2005 Dom. Leydier et Fils, Vin de Table du Vaucluse:
This wine is a dead ringer for better Gigondas or Vacqueyras, with a meaty, slightly saline profile, lots of ripe fruits, garirgue and a sort of savage earthiness; moderate depth, excellent complexity and good grip. A very together wine that still delivers a rustic feel; for drinking now or in the short term. Diane loves it – a rare occasion. 13.5% alcohol, imported by Kermit Lynch and about $9; I’ll buy more soon (even if Diane didn’t like it so much).
Odds and ends:
2000 Louis Michel, Les Clos:
Opened two days ago, recorked and put in the fridge; this wine is now the essence of truffle - the scent of truffle oil fills the nose – it tastes like Chablis with a little truffle mixed in but the nose is so captivating, drinking it seems redundant. Remarkable.
2001 Edmunds St. John, Rocks and Gravel:
Open three days, recorked and left on the counter with an occasional glass taken out; after three days it has simplified to forward fruit and a little earthiness. On first opening it was much more complete and complex. But it didn’t oxidize noticeably.
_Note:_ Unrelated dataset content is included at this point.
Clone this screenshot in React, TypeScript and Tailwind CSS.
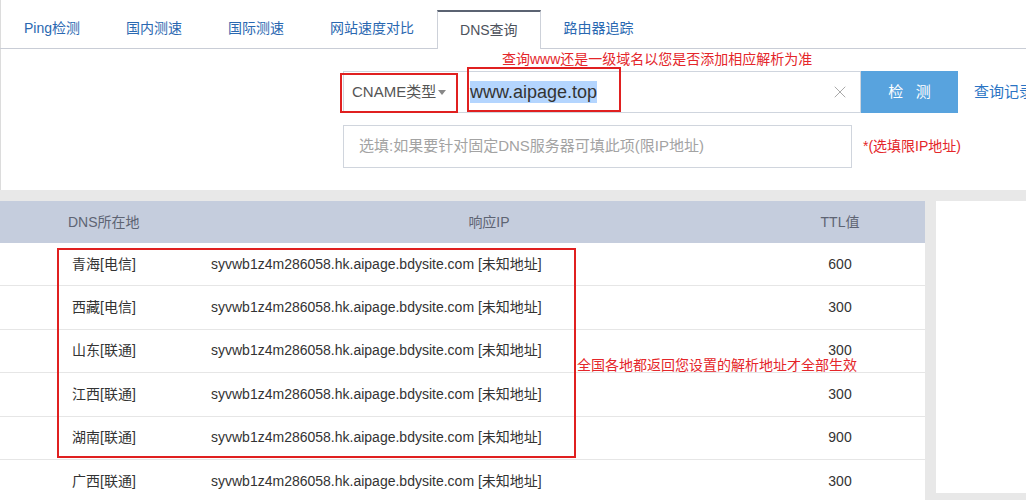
import { X } from 'lucide-react';

const TABS = ['Ping检测', '国内测速', '国际测速', '网站速度对比', 'DNS查询', '路由器追踪'];

const ROWS = [
   { loc: '青海[电信]', ttl: '600' },
   { loc: '西藏[电信]', ttl: '300' },
   { loc: '山东[联通]', ttl: '300' },
   { loc: '江西[联通]', ttl: '300' },
   { loc: '湖南[联通]', ttl: '900' },
   { loc: '广西[联通]', ttl: '300' },
];

const HOST = 'syvwb1z4m286058.hk.aipage.bdysite.com [未知地址]';

export default function App() {
   return (
      <div className="h-[500px] w-[1026px] overflow-hidden bg-[#e8e8e8] font-['Liberation_Sans','Noto_Sans_CJK_SC',sans-serif] text-[14px]">
         {/* Top panel: tabs + query form */}
         <div className="relative h-[190px] bg-white shadow-[inset_1px_0_0_#dcdcdc]">
            <div className="flex h-[49px] items-end border-b border-[#c9cdd6] pl-px">
               {TABS.map((t) =>
                  t === 'DNS查询' ? (
                     <div key={t} className="-mb-px flex h-[39px] items-center border-x border-t-2 border-[#cdd1d9] border-t-[#5b6372] bg-white px-[22px] text-[#4d525c]">
                        {t}
                     </div>
                  ) : (
                     <div key={t} className="flex h-[39px] items-center border-x border-transparent px-[22px] text-[#2a68b1]">
                        {t}
                     </div>
                  )
               )}
            </div>

            <div className="pt-[22px]">
               <div className="flex h-[42px] pl-[343px]">
                  <div className="flex w-[518px] shrink-0 border border-[#cfd5de]">
                     <div className="flex w-[117px] items-center pl-[8px] text-[15px] text-[#555]">
                        CNAME类型
                        <svg width="8" height="5" viewBox="0 0 8 5" className="ml-[2px]">
                           <path d="M0 0h8L4 5z" fill="#888" />
                        </svg>
                     </div>
                     <div className="flex flex-1 items-center pl-[9px]">
                        <span className="bg-[#b4d5fe] text-[18px] leading-[22px] text-[#333]">www.aipage.top</span>
                     </div>
                     <div className="flex items-center pr-[10px]">
                        <X size={20} strokeWidth={1.2} className="text-[#aaa]" />
                     </div>
                  </div>
                  <div className="flex w-[97px] shrink-0 items-center justify-center bg-[#58a3de] text-[15px] text-white">检&nbsp;&nbsp;&nbsp;测</div>
                  <div className="ml-[16px] flex shrink-0 items-center whitespace-nowrap text-[15px] text-[#2a74c4]">查询记录</div>
               </div>

               <div className="mt-[12px] flex items-center pl-[343px]">
                  <div className="flex h-[43px] w-[509px] shrink-0 items-center border border-[#d0d5dd] pl-[15px] text-[15px] text-[#a3a3a3]">
                     选填:如果要针对固定DNS服务器可填此项(限IP地址)
                  </div>
                  <div className="ml-[11px] whitespace-nowrap text-[14px] text-[#e4262a]">*(选填限IP地址)</div>
               </div>
            </div>

            {/* annotations */}
            <div className="absolute left-[502px] top-[51px] whitespace-nowrap text-[14px] leading-[16px] text-[#e4262a]">查询www还是一级域名以您是否添加相应解析为准</div>
            <div className="absolute left-[340px] top-[73px] h-[40px] w-[118px] border-2 border-[#e02020]" />
            <div className="absolute left-[467px] top-[67px] h-[45px] w-[154px] border-2 border-[#e02020]" />
         </div>

         {/* Results */}
         <div className="mt-[11px] flex">
            <div className="relative w-[925px] shrink-0">
               <div className="flex h-[42px] items-center bg-[#c5cddd] text-[#5e6473]">
                  <div className="w-[211px] shrink-0 pl-[68px]">DNS所在地</div>
                  <div className="flex-1 pl-[12px] text-center">响应IP</div>
                  <div className="w-[170px] shrink-0 text-center">TTL值</div>
               </div>
               <div className="relative">
                  {ROWS.map((r) => (
                     <div key={r.loc} className="flex h-[43.4px] items-center border-b border-[#e6e6e6] bg-white text-[#333]">
                        <div className="w-[211px] shrink-0 pl-[72px]">{r.loc}</div>
                        <div className="flex-1 whitespace-nowrap">{HOST}</div>
                        <div className="w-[170px] shrink-0 text-center">{r.ttl}</div>
                     </div>
                  ))}
                  <div className="absolute left-[57px] top-[5px] h-[210px] w-[519px] border-2 border-[#e02020]" />
                  <div className="absolute left-[577px] top-[114px] whitespace-nowrap text-[14px] leading-[16px] text-[#e4262a]">全国各地都返回您设置的解析地址才全部生效</div>
               </div>
            </div>
            <div className="ml-[11px] h-[292px] flex-1 bg-white" />
         </div>
      </div>
   );
}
2004 Giacosa, Nebbiolo d’Alba:
When first opened, a pretty tannic wine that still retains very pretty and elegant fruit; after 24 hours recorked and on the counter, the fruit is now fleshy and supple, the grip still youthful, and the finish considerably longer. A young wine with an immense future. 13.5% alcohol, imported by Locascio/Winebow and about $24; stealing at that price.